> _SOURCE MATERIAL_:
>> start

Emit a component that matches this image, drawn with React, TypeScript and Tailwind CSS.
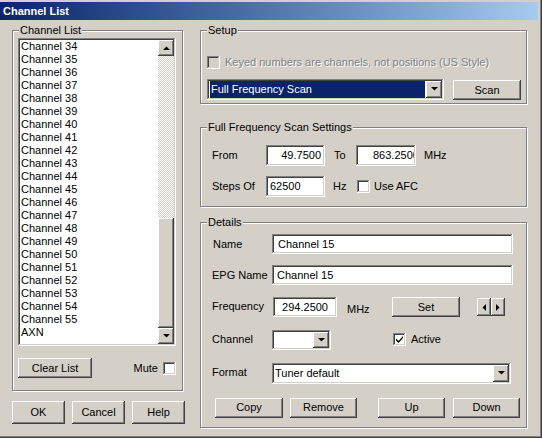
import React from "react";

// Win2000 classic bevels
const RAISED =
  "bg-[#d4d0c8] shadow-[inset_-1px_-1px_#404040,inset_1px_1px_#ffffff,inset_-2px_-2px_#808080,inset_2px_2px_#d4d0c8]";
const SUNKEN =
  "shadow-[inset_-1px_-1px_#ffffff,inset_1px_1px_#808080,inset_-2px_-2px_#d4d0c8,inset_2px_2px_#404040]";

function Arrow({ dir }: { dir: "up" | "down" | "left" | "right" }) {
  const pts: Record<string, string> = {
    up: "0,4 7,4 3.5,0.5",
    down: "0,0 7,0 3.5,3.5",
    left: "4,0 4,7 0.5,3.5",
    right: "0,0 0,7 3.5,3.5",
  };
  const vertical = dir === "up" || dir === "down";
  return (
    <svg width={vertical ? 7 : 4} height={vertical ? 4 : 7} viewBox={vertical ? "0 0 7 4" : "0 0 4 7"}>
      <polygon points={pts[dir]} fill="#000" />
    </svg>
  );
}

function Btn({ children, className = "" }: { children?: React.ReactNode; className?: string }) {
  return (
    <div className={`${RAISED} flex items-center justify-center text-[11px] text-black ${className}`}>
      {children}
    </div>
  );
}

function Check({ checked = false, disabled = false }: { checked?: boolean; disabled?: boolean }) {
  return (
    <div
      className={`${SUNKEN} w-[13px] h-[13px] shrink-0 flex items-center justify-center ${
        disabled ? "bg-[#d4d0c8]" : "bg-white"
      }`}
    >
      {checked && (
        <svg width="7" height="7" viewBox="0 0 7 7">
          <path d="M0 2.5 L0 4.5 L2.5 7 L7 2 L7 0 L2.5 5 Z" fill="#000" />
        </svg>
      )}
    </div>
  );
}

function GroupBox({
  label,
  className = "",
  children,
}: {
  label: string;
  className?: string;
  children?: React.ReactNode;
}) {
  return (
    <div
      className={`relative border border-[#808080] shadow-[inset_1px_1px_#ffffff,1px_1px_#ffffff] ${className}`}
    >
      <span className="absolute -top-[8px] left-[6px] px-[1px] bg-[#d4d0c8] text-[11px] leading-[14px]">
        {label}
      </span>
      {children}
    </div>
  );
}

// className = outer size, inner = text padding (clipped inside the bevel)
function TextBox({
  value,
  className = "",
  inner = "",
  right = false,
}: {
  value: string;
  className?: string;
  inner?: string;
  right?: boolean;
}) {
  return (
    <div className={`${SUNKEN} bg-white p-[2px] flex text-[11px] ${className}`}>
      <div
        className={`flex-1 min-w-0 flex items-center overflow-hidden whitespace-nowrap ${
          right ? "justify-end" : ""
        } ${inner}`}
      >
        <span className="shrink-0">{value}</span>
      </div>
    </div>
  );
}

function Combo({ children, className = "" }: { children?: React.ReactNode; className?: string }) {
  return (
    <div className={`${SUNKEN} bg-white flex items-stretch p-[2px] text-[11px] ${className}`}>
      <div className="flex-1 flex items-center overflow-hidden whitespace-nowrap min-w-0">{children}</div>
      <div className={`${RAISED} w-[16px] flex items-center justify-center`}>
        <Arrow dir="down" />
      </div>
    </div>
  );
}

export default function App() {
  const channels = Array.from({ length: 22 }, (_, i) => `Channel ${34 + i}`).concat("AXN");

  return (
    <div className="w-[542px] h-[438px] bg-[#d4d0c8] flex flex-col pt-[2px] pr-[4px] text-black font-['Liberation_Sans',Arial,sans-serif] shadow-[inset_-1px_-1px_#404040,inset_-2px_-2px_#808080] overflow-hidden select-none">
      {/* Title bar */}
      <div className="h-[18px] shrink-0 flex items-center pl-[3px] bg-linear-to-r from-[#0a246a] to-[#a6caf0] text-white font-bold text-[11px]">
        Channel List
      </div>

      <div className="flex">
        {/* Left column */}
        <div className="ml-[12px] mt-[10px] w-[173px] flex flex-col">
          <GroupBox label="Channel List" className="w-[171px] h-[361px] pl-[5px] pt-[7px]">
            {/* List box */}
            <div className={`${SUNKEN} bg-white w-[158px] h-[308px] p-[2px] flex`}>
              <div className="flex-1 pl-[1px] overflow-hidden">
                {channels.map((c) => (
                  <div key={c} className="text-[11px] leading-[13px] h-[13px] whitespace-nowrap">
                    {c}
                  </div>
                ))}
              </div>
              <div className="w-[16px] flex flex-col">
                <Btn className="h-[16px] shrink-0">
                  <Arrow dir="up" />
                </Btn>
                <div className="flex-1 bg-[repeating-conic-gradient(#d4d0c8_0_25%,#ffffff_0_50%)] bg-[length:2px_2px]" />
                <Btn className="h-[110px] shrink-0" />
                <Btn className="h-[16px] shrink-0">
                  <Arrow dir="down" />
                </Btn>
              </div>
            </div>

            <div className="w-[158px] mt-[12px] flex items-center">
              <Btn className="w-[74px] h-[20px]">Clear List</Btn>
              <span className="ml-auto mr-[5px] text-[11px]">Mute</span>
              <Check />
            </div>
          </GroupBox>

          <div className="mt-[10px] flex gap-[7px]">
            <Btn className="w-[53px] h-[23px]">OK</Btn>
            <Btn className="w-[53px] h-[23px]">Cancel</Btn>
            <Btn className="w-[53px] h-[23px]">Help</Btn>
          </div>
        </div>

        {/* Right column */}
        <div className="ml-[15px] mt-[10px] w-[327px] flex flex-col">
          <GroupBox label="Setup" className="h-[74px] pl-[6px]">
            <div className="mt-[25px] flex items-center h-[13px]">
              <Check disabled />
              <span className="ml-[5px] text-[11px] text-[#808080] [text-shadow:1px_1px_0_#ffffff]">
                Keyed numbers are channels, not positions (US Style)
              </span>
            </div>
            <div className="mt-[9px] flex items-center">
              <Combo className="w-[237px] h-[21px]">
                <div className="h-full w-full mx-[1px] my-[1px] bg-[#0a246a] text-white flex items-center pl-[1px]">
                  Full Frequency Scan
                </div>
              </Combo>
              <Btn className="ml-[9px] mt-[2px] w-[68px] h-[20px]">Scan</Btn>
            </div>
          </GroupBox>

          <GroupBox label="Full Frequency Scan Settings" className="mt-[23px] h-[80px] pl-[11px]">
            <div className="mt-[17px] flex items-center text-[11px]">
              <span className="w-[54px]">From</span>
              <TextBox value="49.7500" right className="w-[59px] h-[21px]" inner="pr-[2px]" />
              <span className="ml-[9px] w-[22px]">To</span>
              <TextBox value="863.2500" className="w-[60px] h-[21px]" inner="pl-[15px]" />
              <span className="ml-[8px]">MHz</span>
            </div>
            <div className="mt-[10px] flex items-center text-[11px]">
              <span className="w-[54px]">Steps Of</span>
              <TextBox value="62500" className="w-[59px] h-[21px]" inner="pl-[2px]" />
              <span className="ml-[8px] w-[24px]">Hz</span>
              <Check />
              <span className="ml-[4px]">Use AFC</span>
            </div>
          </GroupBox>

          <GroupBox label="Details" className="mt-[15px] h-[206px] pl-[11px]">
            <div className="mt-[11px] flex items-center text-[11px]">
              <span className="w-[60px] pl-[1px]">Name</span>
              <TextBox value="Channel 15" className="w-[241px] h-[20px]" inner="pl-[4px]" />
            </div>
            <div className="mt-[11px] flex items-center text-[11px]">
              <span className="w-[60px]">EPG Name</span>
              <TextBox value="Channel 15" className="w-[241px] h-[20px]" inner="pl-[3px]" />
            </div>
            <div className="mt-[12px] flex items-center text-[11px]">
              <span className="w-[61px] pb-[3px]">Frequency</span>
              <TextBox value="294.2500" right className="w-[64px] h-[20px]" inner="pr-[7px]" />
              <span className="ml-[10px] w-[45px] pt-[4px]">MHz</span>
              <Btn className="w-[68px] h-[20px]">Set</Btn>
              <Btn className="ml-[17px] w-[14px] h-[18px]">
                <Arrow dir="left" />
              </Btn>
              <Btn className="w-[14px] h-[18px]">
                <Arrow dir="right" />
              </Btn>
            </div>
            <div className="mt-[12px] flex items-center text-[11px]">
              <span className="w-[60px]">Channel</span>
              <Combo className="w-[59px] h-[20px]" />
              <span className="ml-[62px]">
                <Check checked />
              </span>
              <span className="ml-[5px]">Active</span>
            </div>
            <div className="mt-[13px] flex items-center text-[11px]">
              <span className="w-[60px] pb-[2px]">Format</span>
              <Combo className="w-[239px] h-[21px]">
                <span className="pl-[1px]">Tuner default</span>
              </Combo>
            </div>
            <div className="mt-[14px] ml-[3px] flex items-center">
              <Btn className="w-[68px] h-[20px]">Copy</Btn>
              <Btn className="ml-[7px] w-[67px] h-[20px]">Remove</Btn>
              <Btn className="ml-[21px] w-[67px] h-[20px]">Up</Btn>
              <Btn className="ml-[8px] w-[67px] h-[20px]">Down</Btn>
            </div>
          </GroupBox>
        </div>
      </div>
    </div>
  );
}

>> end

> _EXERCISE DETAILS_:
Output exactly the span of lines from the top of the listing through the line holding "import React from", and leave every picture out.

> _FINAL RESULT_:
Emit a component that matches this image, drawn with React, TypeScript and Tailwind CSS.
import React from "react";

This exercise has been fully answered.